Nonsense, of course. We fought a revolution to stop such nonsense. But it keeps coming back up.
Of course, some of today’s prosecutorial overkill qualifies more as vengeance than anything else. When the city of Sheboygan, Wisconsin, sent Jennifer Reisinger a cease-and-desist letter for her linking to the city government’s website on her own website, without one ounce of a good reason. Linking is the whole purpose of the Web, and Ms. Reisinger, a political activist, had every reason and justification for putting up a mere link to the city’s Web address.
But the city went ahead with the letter. Why? Because Ms. Reisinger was a pest. She had tried to get Sheboygan’s mayor, Juan Perez, recalled. For this activism, she was attacked by her own government. With a nasty, threatening letter.
So what are we to make of stories like this?
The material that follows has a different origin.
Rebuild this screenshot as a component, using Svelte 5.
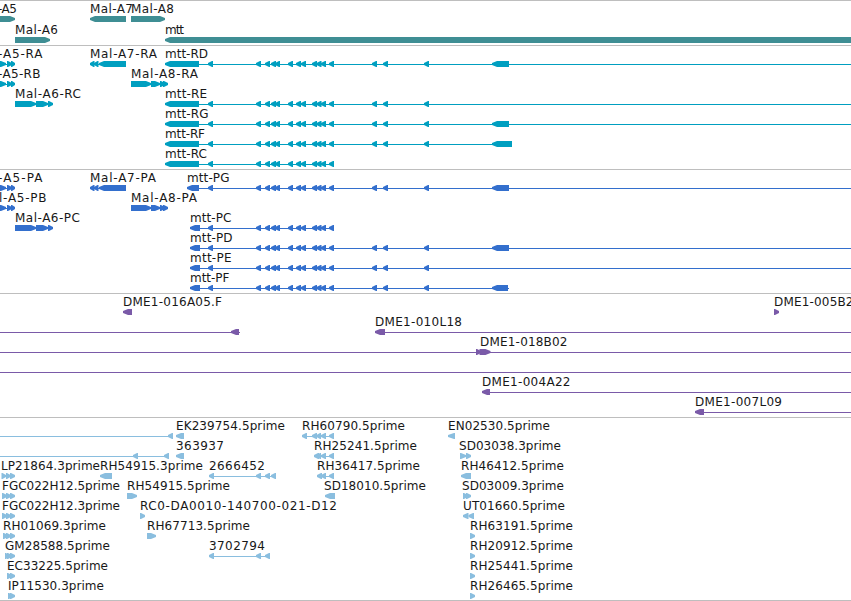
<script>
  // Feature: { line: [from, to], dir: 'l' | 'r', exons: [[from, to], ...] }
  // Label: [text, start, end]
  const L = (exons, line) => ({ dir: 'l', exons, line });
  const R = (exons, line) => ({ dir: 'r', exons, line });
  const EDGE = 851;

  const core = [208, 256, 265, 271, 275, 288, 296, 301, 312, 316.5, 321, 329].map((x) => [x, x + 5]);
  const far = [372, 383, 424].map((x) => [x, x + 5]);
  const mtt = (first, last, end) => L([first, ...core, ...(end > 334 ? far : []), ...(last ? [last] : [])], [first[0] + 5, end]);
  const a5 = () => R([[-8, 6], [7, 12], [11, 15]], [0, 12]);
  const a6 = () => R([[15, 36], [36, 48], [48, 53]], [15, 50]);
  const a7 = () => L([[90, 94.5], [94, 98.5], [99, 126]], [92, 126]);
  const a8 = () => R([[131, 151], [151, 160], [160, 165], [163, 168]], [131, 165]);

  const tracks = [
    {
      name: 'genes', color: '#3f8e94', height: 45, pitch: 21,
      rows: [
        { labels: [['-A5', -2, 16.5], ['Mal-A7', 90, 132.5], ['Mal-A8', 131, 173.5]], feats: [R([[-10, 15]]), L([[90, 126]]), R([[131, 165]])] },
        { labels: [['Mal-A6', 15, 57.5], ['mtt', 165, 183.5]], feats: [R([[15, 50]]), L([[165, 860]])] }
      ]
    },
    {
      name: 'transcripts', color: '#009fc0', height: 124, pitch: 20,
      rows: [
        { labels: [['-A5-RA', -2, 42], ['Mal-A7-RA', 90, 156.5], ['mtt-RD', 165, 207.5]], feats: [a5(), a7(), mtt([165, 199], [492, 509], EDGE)] },
        { labels: [['-A5-RB', -2, 40], ['Mal-A8-RA', 131, 197.5]], feats: [a5(), a8()] },
        { labels: [['Mal-A6-RC', 15, 80.5], ['mtt-RE', 165, 206.5]], feats: [a6(), mtt([165, 199], null, EDGE)] },
        { labels: [['mtt-RG', 165, 208]], feats: [mtt([165, 199], [492, 509], EDGE)] },
        { labels: [['mtt-RF', 165, 204.5]], feats: [mtt([165, 199], [492, 512], 512)] },
        { labels: [['mtt-RC', 165, 206.5]], feats: [mtt([165, 199], null, 334)] }
      ]
    },
    {
      name: 'proteins', color: '#336fcd', height: 124, pitch: 20,
      rows: [
        { labels: [['-A5-PA', -2, 42], ['Mal-A7-PA', 90, 155.5], ['mtt-PG', 187, 229]], feats: [a5(), a7(), mtt([187, 199], [492, 509], EDGE)] },
        { labels: [['l-A5-PB', -1, 46], ['Mal-A8-PA', 131, 196.5]], feats: [a5(), a8()] },
        { labels: [['Mal-A6-PC', 15, 79.5], ['mtt-PC', 190, 231]], feats: [a6(), mtt([190, 200], null, 334)] },
        { labels: [['mtt-PD', 190, 232]], feats: [mtt([190, 200], [492, 509], EDGE)] },
        { labels: [['mtt-PE', 190, 231]], feats: [mtt([190, 200], null, EDGE)] },
        { labels: [['mtt-PF', 190, 229]], feats: [mtt([190, 200], [492, 508], 509)] }
      ]
    },
    {
      name: 'clones', color: '#7a5aa8', height: 124, pitch: 20,
      rows: [
        { labels: [['DME1-016A05.F', 123, 221.5], ['DME1-005B2', 774, 853]], feats: [L([[123, 132]]), R([[774, 779]])] },
        { labels: [['DME1-010L18', 375, 461.5]], feats: [L([[231, 239]], [0, 240]), L([[375, 385]], [380, EDGE])] },
        { labels: [['DME1-018B02', 480, 567]], feats: [R([[476, 481], [479.5, 490.5]], [0, EDGE])] },
        { labels: [], feats: [L([], [0, EDGE])] },
        { labels: [['DME1-004A22', 482, 570]], feats: [L([[482, 490]], [486, EDGE])] },
        { labels: [['DME1-007L09', 695, 781.5]], feats: [L([[695, 704]], [700, EDGE])] }
      ]
    },
    {
      name: 'ests', color: '#8abedf', height: 184, pitch: 20,
      rows: [
        { labels: [['EK239754.5prime', 176, 284.5], ['RH60790.5prime', 302, 404.5], ['EN02530.5prime', 448, 549.5]],
          feats: [L([[168, 173]], [0, 172]), L([[176, 184]]), L([[302, 307], [312, 317], [316.5, 321], [321, 326], [329, 334]], [305, 332]), L([[448, 455]])] },
        { labels: [['363937', 176, 223.5], ['RH25241.5prime', 314, 416.5], ['SD03038.3prime', 459, 560.5]],
          feats: [L([[133, 138], [164, 169]], [0, 168]), L([[176, 184]]), L([[314, 319], [317, 321], [321, 326], [329, 334]], [316, 332]), R([[460, 466], [466, 471]])] },
        { labels: [['LP21864.3prime', 1, 99.5], ['RH54915.3prime', 100, 202.5], ['2666452', 209, 264.5], ['RH36417.5prime', 317, 419.5], ['RH46412.5prime', 461, 563.5]],
          feats: [R([[1.5, 6], [6, 10.5], [10, 15]], [2, 13]), L([[100, 112]]), L([[209, 214], [256, 261], [265, 270], [271, 276]], [211, 275]), L([[317, 322], [321, 326], [329, 334]], [319, 332]), L([[461, 471]])] },
        { labels: [['FGC022H12.5prime', 2, 119.5], ['RH54915.5prime', 127, 229.5], ['SD18010.5prime', 324, 425.5], ['SD03009.3prime', 462, 563.5]],
          feats: [R([[2, 7], [6, 11], [10, 15]], [2, 13]), R([[127, 137]]), L([[325, 335]]), R([[463, 468], [466, 471]])] },
        { labels: [['FGC022H12.3prime', 2, 119.5], ['RC0-DA0010-140700-021-D12', 140, 336.5], ['UT01660.5prime', 463, 564.5]],
          feats: [R([[2, 7], [6, 11], [10, 15]], [2, 13]), R([[140, 145]]), L([[463, 468.5], [468.5, 474]])] },
        { labels: [['RH01069.3prime', 3, 105.5], ['RH67713.5prime', 147, 249.5], ['RH63191.5prime', 470, 572.5]],
          feats: [R([[3, 8], [6, 11], [10, 15]], [3, 13]), R([[147, 156]]), R([[470, 475]])] },
        { labels: [['GM28588.5prime', 5, 109.5], ['3702794', 209, 264.5], ['RH20912.5prime', 470, 572.5]],
          feats: [R([[5, 9], [7, 12], [10, 15]], [5, 13]), L([[209, 214], [256, 261], [265, 270]], [211, 269]), R([[470, 475]])] },
        { labels: [['EC33225.5prime', 7, 107.5], ['RH25441.5prime', 470, 572.5]], feats: [R([[7, 12], [10, 15]]), R([[470, 475]])] },
        { labels: [['IP11530.3prime', 8, 103.5], ['RH26465.5prime', 470, 572.5]], feats: [R([[8, 13], [10, 15]]), R([[470, 475]])] }
      ]
    }
  ];

  // Block with a tapered head at its downstream end.
  function block([a, b], dir) {
    const w = b - a;
    const h = w > 7 ? 5 : w - 1;
    return dir === 'l'
      ? `M${a} 15L${a + h} 13H${b}V19H${a + h}L${a} 17Z`
      : `M${b} 15L${b - h} 13H${a}V19H${b - h}L${b} 17Z`;
  }
</script>

<main class="browser">
  {#each tracks as track (track.name)}
    <section class="track" style="height: {track.height}px; color: {track.color}">
      {#each track.rows as row}
        <svg class="row" width="851" height={track.pitch}>
          {#each row.feats as feat}
            {#if feat.line}
              <rect x={feat.line[0]} y="16" width={feat.line[1] - feat.line[0]} height="1" shape-rendering="crispEdges" />
            {/if}
            {#each feat.exons as exon}
              <path d={block(exon, feat.dir)} />
            {/each}
          {/each}
          {#each row.labels as [text, from, to]}
            <text x={from} y="10" textLength={to - from + 0.5}>{text}</text>
          {/each}
        </svg>
      {/each}
    </section>
  {/each}
</main>

<style>
  :global(body) {
    margin: 0;
    background: #fff;
  }
  .browser {
    width: 851px;
    height: 601px;
    overflow: hidden;
    background: #fff;
  }
  .track {
    box-sizing: border-box;
    display: flex;
    flex-direction: column;
    padding-top: 2px;
    border-top: 1px solid #bebebe;
  }
  .track:last-child {
    border-bottom: 1px solid #bebebe;
  }
  .row {
    display: block;
    flex: none;
    overflow: visible;
    fill: currentColor;
  }
  text {
    font: 12px 'DejaVu Sans', sans-serif;
    fill: #181818;
  }
</style>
Well, I have a handy explanation: Power corrupts. We give police power over us, and we give politicians and prosecutors an even higher-order power. Why? To defend our rights. The police are vitally necessary. So are judges and (most of?) the rest. But, too often, they tend to forget our rights and instead look upon their power as something to be maximized. Rights? Schmights!
What we wind up with is a petty police state, haphazard and aggravating more often than not. Kafkaesque, sometimes. Certainly, the opposite of my favorite lawman, Andy Taylor.
Now, Kafka never watched The Andy Griffith Show. It wasn’t high art, or black comedy, so I’ve no sure idea what Kafka would have thought of it. But Sheriff Andy Taylor of Mayberry never used his toughness in a bullying or bureaucratic way. He was respectful of the public, interpreting both the rules and his own discretion with a heavy dose of common sense.
Unlike modern America, Mayberry was never Kafkaesque. If searching about for standards, better to reach into the oeuvre of Andy than of Franz. Our enforcement culture sure needs something.